The Indivisible Injury Issue
If an enhanced injury is nondivisible (such as death), then how can a jury apportion liability? Pennsylvania courts have cited Mitchell v. Volkswagen AG, 669 F.2d 1199 (8th Cir. 1982), which held: "If the manufacturer's negligence is found to be a substantial factor in causing an indivisible injury such as paraplegia, death, etc., then absent a reasonable basis to determine which wrongdoer actually caused the harm, the defendants should be treated as joint and several tortfeasors."

The same conclusion was reached by the Florida appellate court in Gross v. Lyons, 763 So. 2d 276 (Fla. 2000)—despite the existence of a statutory requirement to apportion liability: "Application of the indivisible injury rule is not inconsistent with Florida statutory law concerning the apportionment of damages amongst tortfeasors based on fault ... Florida Statutes (1999), provides that trial courts 'shall enter judgment against each party liable on the basis of such party's percentage of fault and not on the basis of the doctrine of joint and several liability.'" In Fabre v. Marin, 623 So. 2d 1182 (Fla. 1993), this court observed that the legislature's intention in enacting Section 768.81 was to "replace joint and several liability with a system that requires each party to pay for noneconomic damages only in proportion to the percentage of fault by which that the defendant contributed to the accident." The indivisible injury rule and the apportionment of damages based on fault are not mutually exclusive. Here, for example, the petitioner was the sole legal cause for the accident; therefore, if that accident was a substantial factor in causing the respondent to suffer an indivisible injury, then petitioner would be liable for the entire damage. Accordingly, we hereby adopt into Florida law the indivisible injury rule to be applied when a jury cannot apportion injury, as quoted from the Arizona Supreme Court: "When the tortious conduct of more than one defendant contributes to one indivisible injury, the entire amount of damage resulting from all contributing causes is the total amount of damages recoverable by the plaintiff."

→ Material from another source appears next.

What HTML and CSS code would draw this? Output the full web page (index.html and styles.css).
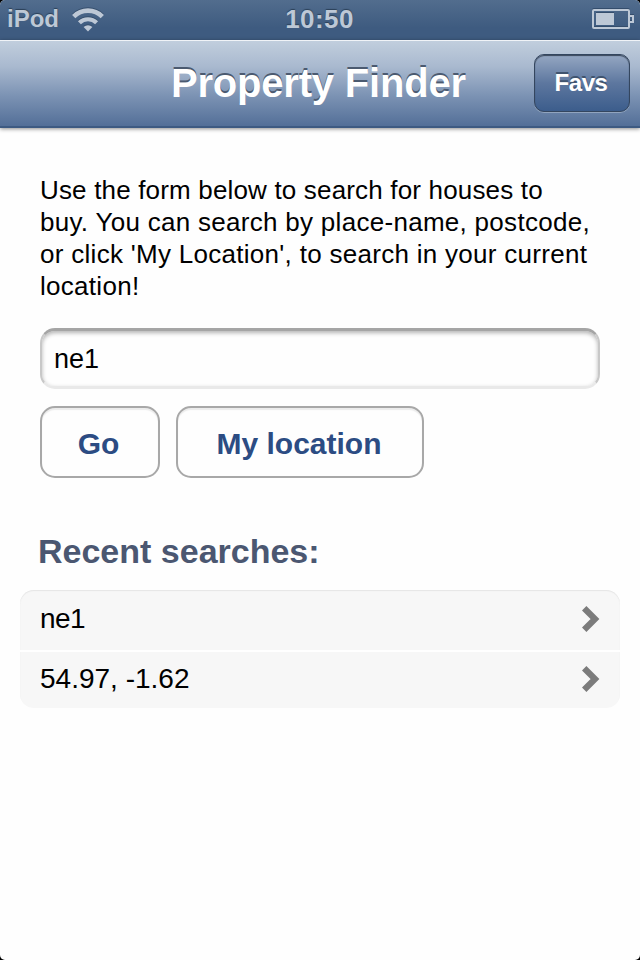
FILE: index.html
```html
<!DOCTYPE html>
<html lang="en">
<head>
<meta charset="utf-8">
<title>Property Finder</title>
<link rel="stylesheet" href="styles.css">
</head>
<body>
<div class="screen">
  <div class="status">
    <div class="carrier">
      <span class="device">iPod</span>
      <svg class="wifi" width="32" height="24" viewBox="0 0 32 24" fill="none" stroke="#bdc8d6">
        <path d="M1.7 8.6A20.2 20.2 0 0 1 30.3 8.6" stroke-width="4.6"/>
        <path d="M7.4 14.8A12.2 12.2 0 0 1 24.6 14.8" stroke-width="4.2"/>
        <path d="M11.6 19A6.3 6.3 0 0 1 20.4 19L16 23.6Z" fill="#bdc8d6" stroke="none"/>
      </svg>
    </div>
    <span class="clock">10:50</span>
    <svg class="battery" width="42" height="20" viewBox="0 0 42 20">
      <rect x="1" y="1" width="36" height="18" rx="1" fill="none" stroke="#bdc8d6" stroke-width="2"/>
      <rect x="4" y="4" width="18" height="12" fill="#bdc8d6"/>
      <path d="M38 7h3v6h-3" fill="none" stroke="#bdc8d6" stroke-width="2"/>
    </svg>
  </div>
  <header class="nav">
    <h1>Property Finder</h1>
    <button class="favs" type="button">Favs</button>
  </header>
  <main>
    <p class="intro"><span class="lead">Use the form below to search for houses to</span><br>buy. You can search by place-name, postcode,<br>or click 'My Location', to search in your current<br>location!</p>
    <div class="field">ne1</div>
    <div class="actions">
      <button class="go" type="button">Go</button>
      <button class="locate" type="button">My location</button>
    </div>
    <h2>Recent searches:</h2>
    <ul class="recent">
      <li><span class="place">ne1</span><svg width="18" height="28" viewBox="0 0 18 28"><path d="M2.2 3.2L13 14L2.2 24.8" fill="none" stroke="#7c7c7c" stroke-width="6.2"/></svg></li>
      <li><span>54.97, -1.62</span><svg width="18" height="28" viewBox="0 0 18 28"><path d="M2.2 3.2L13 14L2.2 24.8" fill="none" stroke="#7c7c7c" stroke-width="6.2"/></svg></li>
    </ul>
  </main>
</div>
</body>
</html>
```
FILE: styles.css
```css
* { box-sizing: border-box; }
body { margin: 0; background: #000; font-family: "Liberation Sans", Arial, sans-serif; }
.screen { height: 960px; background: #fefefe; border-radius: 5px; overflow: hidden; }
.status {
  height: 40px; padding: 0 6px 2px 7px;
  display: grid; grid-template-columns: 1fr auto 1fr; align-items: center;
  background: linear-gradient(#526d8e, #3e5b80 70%, #3e5b80);
  color: #bdc8d6; font-size: 24px; font-weight: bold; line-height: 38px;
  text-shadow: 0 -1px 1px #2b4058;
}
.carrier { display: flex; align-items: center; gap: 13px; }
.wifi, .battery { filter: drop-shadow(0 -1px 0 #344d6c); }
.wifi { margin-top: 1px; }
.clock { font-size: 26px; letter-spacing: 0.4px; padding-right: 2px; }
.battery { justify-self: end; }
.nav {
  height: 88px; padding: 0 10px 2px 171px;
  display: flex; align-items: center; justify-content: space-between;
  background: linear-gradient(#c1cedd, #a9b9cf 30%, #7b92b3 65%, #536f98);
  border-top: 1px solid #f0f3f7; border-bottom: 2px solid #3d5a82;
  box-shadow: 0 1px 4px rgba(0,0,0,.45);
}
h1 { margin: 0; color: #fff; font-size: 40px; line-height: 84px; letter-spacing: -0.2px; white-space: nowrap; text-shadow: 0 -2px 0 #4b5a70; }
.favs {
  width: 96px; height: 58px; padding: 0; border: 1px solid #34465f; border-radius: 10px;
  background: linear-gradient(#95a7c2, #5d779f 50%, #3c5d8c);
  box-shadow: inset 0 1px 1px #39475a, 0 1px 0 #91a4be;
  color: #fff; font: bold 24px "Liberation Sans", sans-serif; letter-spacing: -0.4px; padding-right: 2px; text-shadow: 0 -2px 0 #40546f;
}
main { padding: 46px 20px 0; }
.intro { margin: 0 0 26px 20px; font-size: 26px; line-height: 32px; letter-spacing: 0.29px; white-space: nowrap; color: #000; }
.lead { letter-spacing: 0.17px; }
.field {
  height: 61px; margin: 0 20px; padding: 0 12px; border: 2px solid; border-width: 3px 2px; border-color: #a5a5a5 #c8c8c8 #e9e9e9;
  border-radius: 15px; box-shadow: inset 0 2px 4px rgba(0,0,0,.3);
  font-size: 27px; line-height: 56px;
}
.actions { display: flex; gap: 16px; margin: 17px 20px 0; }
.actions button {
  height: 72px; padding: 3px 0 0; border: 2px solid #a8a8a8; border-radius: 15px; background: #fefefe;
  box-shadow: inset 0 2px 1px #ececec; color: #2c4c83; font: bold 30px "Liberation Sans", sans-serif;
}
.actions .go { width: 120px; padding-right: 3px; }
.actions .locate { width: 248px; padding-right: 2px; }
h2 { margin: 53px 0 0 18px; font-size: 34px; line-height: 40px; color: #4b5771; white-space: nowrap; }
.recent { list-style: none; margin: 19px 0 0; padding: 0; border-radius: 14px; overflow: hidden; background: #f7f7f7; box-shadow: inset 0 1px 1px #e5e5e5; }
.recent li { padding: 0 20px; display: flex; align-items: center; justify-content: space-between; font-size: 28px; line-height: 60px; }
.recent li:first-child { height: 62px; padding-bottom: 2px; border-bottom: 2px solid #fff; }
.recent li:last-child { height: 56px; padding-bottom: 2px; }
.place { letter-spacing: -0.6px; }
```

Requiring a car company to be fully liable for an enhanced indivisible injury is completely consistent with the Pennsylvania Supreme Court's analysis in Harsh v. Petrol, 887 A.2d at 217. In Harsh, the court agreed that "the normal rules of concurrent causation and joint and several liability operative in product liability cases should also pertain in the crashworthiness context. As the appellees have developed, common law joint and several liability evolved on the theory that, as between an injured, innocent plaintiff and defendants whose breach of some duty is proximately related to the injury, it is preferable to allocate the risk of a default in the payment of due compensation to the defendants. Further, as noted by the trial court, Pennsylvania tort law also maintains that multiple substantial factors may cooperate to produce an injury.

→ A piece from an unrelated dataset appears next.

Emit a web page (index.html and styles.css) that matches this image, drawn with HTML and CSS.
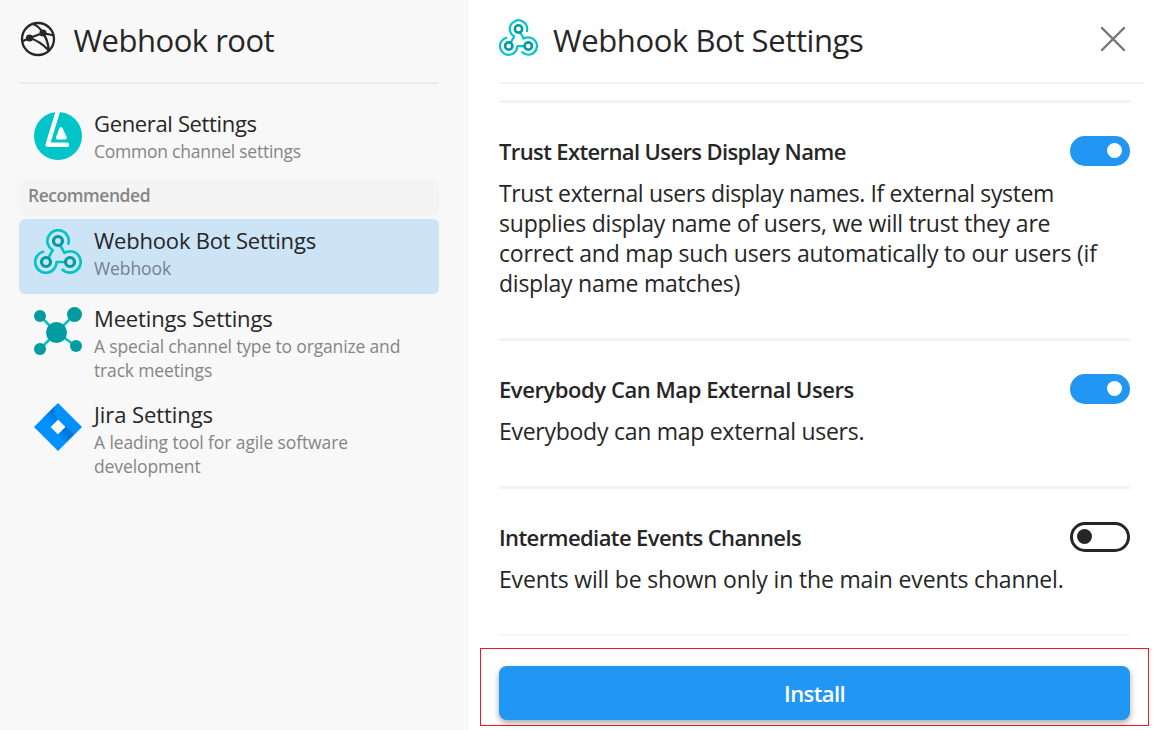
FILE: index.html
```html
<!DOCTYPE html>
<html lang="en">
<head>
<meta charset="utf-8">
<title>Webhook Bot Settings</title>
<link rel="stylesheet" href="styles.css">
</head>
<body>
<svg width="0" height="0" class="defs">
  <symbol id="webhook" viewBox="0 0 48 45">
    <g fill="none" stroke="#00c5c8" stroke-width="2.7" stroke-linecap="round" stroke-linejoin="round">
      <path d="M34.4 14.6A10.7 10.7 0 1 0 18.7 21.2L14.6 28.5"/>
      <path d="M9 22.8A10.7 10.7 0 1 0 22.6 33H31"/>
      <path d="M28.6 40.7A10.7 10.7 0 1 0 30.4 23.9L26.6 17"/>
    </g>
    <g fill="none" stroke="#009c9f" stroke-width="3.2">
      <circle cx="24" cy="12" r="4.5"/><circle cx="12" cy="33" r="4.5"/><circle cx="36" cy="33" r="4.5"/>
    </g>
  </symbol>
</svg>
<div class="app">
  <aside class="sidebar">
    <header class="head">
      <svg class="globe" viewBox="0 0 36 36" fill="none" stroke="#262626" stroke-width="2.3">
        <circle cx="18" cy="18" r="16"/>
        <path d="M2 20.5L9.5 17L23 12M13 3Q19 5 23 12L34 14.5M23 12Q28 19 28.8 29.5M9.5 17Q20 20 28.8 29.5"/>
        <circle cx="9.5" cy="17" r="3.6" fill="#262626" stroke="none"/><circle cx="23" cy="12" r="3.6" fill="#262626" stroke="none"/>
      </svg>
      <h1 class="title title-root">Webhook root</h1>
    </header>
    <div class="item">
      <svg class="icon" viewBox="0 0 48 48">
        <circle cx="24" cy="24" r="24" fill="#00c5c8"/>
        <path d="M24 -1L13.7 32.7H33" fill="none" stroke="#fff" stroke-width="4.4" stroke-linecap="round" stroke-linejoin="round"/>
        <path d="M27 17L23.8 25.7H31Z" fill="#fff" stroke="#fff" stroke-width="3.6" stroke-linejoin="round"/>
      </svg>
      <div><div class="name n1">General Settings</div><div class="sub s1">Common channel settings</div></div>
    </div>
    <div class="group">Recommended</div>
    <div class="item selected">
      <svg class="icon hook"><use href="#webhook"/></svg>
      <div><div class="name n2">Webhook Bot Settings</div><div class="sub s2">Webhook</div></div>
    </div>
    <div class="item tall">
      <svg class="icon" viewBox="0 0 48 48">
        <path d="M6 9L22.5 25.5L40.5 7.5M6 42L22.5 25.5L42 39" fill="none" stroke="#00c5c8" stroke-width="2.6"/>
        <g fill="#009c9f"><circle cx="22.5" cy="25.5" r="10.5"/><circle cx="6" cy="9" r="6"/><circle cx="40.5" cy="7.5" r="7.5"/><circle cx="6" cy="42" r="6"/><circle cx="42" cy="39" r="6"/></g>
      </svg>
      <div><div class="name n3">Meetings Settings</div><div class="sub s3">A special channel type to organize and<br>track meetings</div></div>
    </div>
    <div class="item">
      <svg class="icon" viewBox="0 0 48 48">
        <defs>
          <linearGradient id="ja" gradientUnits="userSpaceOnUse" x1="22" y1="10" x2="14" y2="18"><stop stop-color="#0073d8"/><stop offset="1" stop-color="#0091ff"/></linearGradient>
          <linearGradient id="jb" gradientUnits="userSpaceOnUse" x1="27" y1="38" x2="35" y2="30"><stop stop-color="#0091ff"/><stop offset="1" stop-color="#0073d8"/></linearGradient>
        </defs>
        <path fill="#0091ff" fill-rule="evenodd" d="M24 0L48 24L24 48L0 24ZM24 16.5L16.5 24L24 31.5L31.5 24Z"/>
        <path fill="url(#ja)" d="M24 0L9 15L16.5 24L24 16.5Q18 10 21 3Z"/>
        <path fill="url(#jb)" d="M31.5 24L24 31.5L32 39.5L39.500 32Q37.500 27.500 31.500 24Z"/>
      </svg>
      <div><div class="name n4">Jira Settings</div><div class="sub s4">A leading tool for agile software<br>development</div></div>
    </div>
  </aside>
  <main class="main">
    <header class="head">
      <svg class="head-hook"><use href="#webhook"/></svg>
      <h2 class="title title-bot">Webhook Bot Settings</h2>
      <svg class="close" viewBox="0 0 26 26"><path d="M2 2L24 24M24 2L2 24" stroke="#757575" stroke-width="2.4" stroke-linecap="round"/></svg>
    </header>
    <div class="content">
      <section class="setting first">
        <div class="row"><h3 class="h1">Trust External Users Display Name</h3><span class="toggle on"></span></div>
        <p class="desc"><span class="d1">Trust external users display names. If external system</span><br><span class="d2">supplies display name of users, we will trust they are</span><br><span class="d3">correct and map such users automatically to our users (if</span><br><span class="d4">display name matches)</span></p>
      </section>
      <section class="setting">
        <div class="row"><h3 class="h2">Everybody Can Map External Users</h3><span class="toggle on"></span></div>
        <p class="desc d5">Everybody can map external users.</p>
      </section>
      <section class="setting">
        <div class="row"><h3 class="h3">Intermediate Events Channels</h3><span class="toggle"></span></div>
        <p class="desc d6">Events will be shown only in the main events channel.</p>
      </section>
    </div>
    <div class="footer"><button class="install">Install</button></div>
  </main>
</div>
</body>
</html>
```
FILE: styles.css
```css
* { box-sizing: border-box; }
body { margin: 0; font-family: "Open Sans", "Noto Sans", sans-serif; color: #262626; background: #fff; }
h1, h2, h3, p { margin: 0; font-weight: 400; }
.defs { position: absolute; }
.app { display: flex; width: 1154px; height: 730px; overflow: hidden; white-space: nowrap; }
.sidebar { width: 469px; padding: 0 30px 0 19px; background: #f8f8f8; flex: none; }
.head { display: flex; align-items: center; height: 84px; border-bottom: 2px solid #ebebeb; }
.globe { width: 36px; height: 36px; margin: -5px 17.5px 0 1px; }
.title { font-size: 31px; line-height: 42px; margin-top: -3px; }
.title-root { letter-spacing: -.5px; }
.title-bot { letter-spacing: -.4px; }
.item { display: flex; min-height: 75px; padding: 8px 0 0 15px; border-radius: 6px; }
.sidebar > .head + .item { margin-top: 20px; }
.icon { width: 48px; height: 48px; flex: none; margin-right: 12px; }
.name { font-size: 22px; line-height: 26px; margin-top: -2px; }
.sub { font-size: 17.5px; line-height: 24px; margin-top: 3px; color: #858585; }
.n1 { letter-spacing: -.35px; }
.n2 { letter-spacing: -.2px; }
.n3 { letter-spacing: -.15px; }
.n4 { letter-spacing: -.08px; }
.s1 { letter-spacing: -.24px; }
.s2 { letter-spacing: -.1px; }
.s3 { letter-spacing: -.16px; }
.s4 { letter-spacing: -.11px; }
.group { height: 36px; margin: 1px 0 3px; padding-left: 9px; border-radius: 8px; background: #f4f4f4; color: #858585; font-size: 17.5px; font-weight: 600; line-height: 31px; letter-spacing: -.45px; }
.selected { background: #cde3f6; }
.selected .name { margin-top: 0; }
.selected .sub { color: #75818c; }
.hook { height: 45px; margin-top: 2px; }
.tall { min-height: 96px; margin-top: 5px; }
.main { flex: 1; display: flex; flex-direction: column; padding-left: 30px; }
.main .head { width: 645px; border-color: #f3f3f3; flex: none; }
.head-hook { width: 39px; height: 37px; margin: -7px 15px 0 0; }
.close { width: 26px; height: 26px; margin: -5px 18.5px 0 auto; }
.content { width: 631px; height: 552px; padding-top: 16px; overflow: hidden; border-bottom: 2px solid #f6f6f6; }
.setting { border-top: 3px solid #f3f3f3; height: 148px; padding-top: 33px; }
.first { height: 238px; }
.row { display: flex; justify-content: space-between; align-items: center; height: 30px; }
.row h3 { font-size: 22px; font-weight: 600; line-height: 30px; }
.row .h1 { letter-spacing: -.62px; }
.row .h2 { letter-spacing: -.44px; }
.row .h3 { letter-spacing: -.6px; }
.toggle { width: 60px; height: 30px; border: 3px solid #262626; border-radius: 15px; padding: 4px; display: flex; }
.toggle::before { content: ""; width: 15px; height: 15px; border-radius: 50%; background: #262626; }
.toggle.on { justify-content: flex-end; background: #2196f3; border-color: #2196f3; padding-right: 5px; }
.toggle.on::before { background: #fff; }
.desc { font-size: 23px; line-height: 30px; margin-top: 12px; }
.d1 { letter-spacing: -.37px; }
.d2 { letter-spacing: -.22px; }
.d3 { letter-spacing: -.2px; }
.d4 { letter-spacing: -.24px; }
.d5 { letter-spacing: -.27px; }
.d6 { letter-spacing: -.16px; }
.footer { width: 669px; height: 78px; margin: 12px 0 0 -19px; padding: 17px 18px 6px; border: 1px solid #ed1c24; flex: none; }
.install { display: block; width: 100%; height: 54px; border: 0; border-radius: 8px; background: #2196f3; color: #fff; font: 600 22px "Open Sans", sans-serif; letter-spacing: -.6px; box-shadow: 0 3px 6px rgba(0,0,0,.35); }
```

We believe that this principle of concurrent causation should extend to cases involving enhanced injuries. While in fashioning a just and coherent crashworthiness jurisprudence it has been necessary to rely on the concept of enhancement to delineate the basis for and extent of a manufacturer's responsibility to answer in damages for an injury ... the interests of justice do not require that the same line of demarcation operate automatically to relieve from liability a negligent tortfeasor whose concurrent conduct also served as a substantial factor in producing the additional harm."

Undoubtedly, the auto industry will argue that the amendments to Pennsylvania's Comparative Negligence Act, allowing for apportionment between tortfeasors has caused the disintegration of joint and several liability and it precludes joint liability regardless of proof the injury is divisible or indivisible. Yet, that argument makes little sense for these reasons. A divisible injury doesn't require apportionment. If, for example, a car is involved in a frontal collision but the air bag failed to deploy and that caused the motorist to impact her head on the steering wheel and she suffered brain damage—that would not have resulted if the airbag deployed—the damage is divisible and apportionment is illogical. The manufacturer will argue that apportionment is required since the collision would not have occurred but for the driver's negligence. But, that argument eviscerates the duty to market a crashworthy vehicle. On the other hand, if the injury or death is indivisible, then apportionment would seem inappropriate because the act did not mention the elimination of the "principle of recovery for an indivisible injury caused by multiple tortfeasors [which] lies at the heart of the common law of tort." The focus of liability in an enhanced injury case is proof of responsibility for the resulting damages. A vehicle manufacturer is only liable for the enhanced injury or damages.

A reading of the Comparative Negligence Act confirms that crashworthiness cases ordinarily should be exempt from apportionment. The operative language of the act provides that "where liability is attributed to more than one defendant, each defendant shall be liable for that proportion of the total dollar amount awarded as damages in the ratio of the amount of that defendant's liability to the amount of liability attributed to all defendants." Thus, the apportionment statute allows for several liability vis-à-vis the total damage award for the harm caused. It stands to reason then that if the court finds that the damage award is divisible, apportionment is not required; and, likewise, if the damages are indivisible—and therefore not susceptible of apportionment—then this section of the act cannot be applicable. Under either circumstance, the trial court should consider and decide as a matter of law whether or not a plaintiff's harm is divisible or indivisible and, under the appropriate circumstances refuse to allow a jury to consider apportionment.

While Pennsylvania has struggled to fashion a "just and coherent crashworthiness jurisprudence," and the legislature has contributed to the evolution of legal responsibility of multiple tortfeasors causing harm, logic dictates that in most crashworthiness cases the Comparative Negligence Act should not apply. s.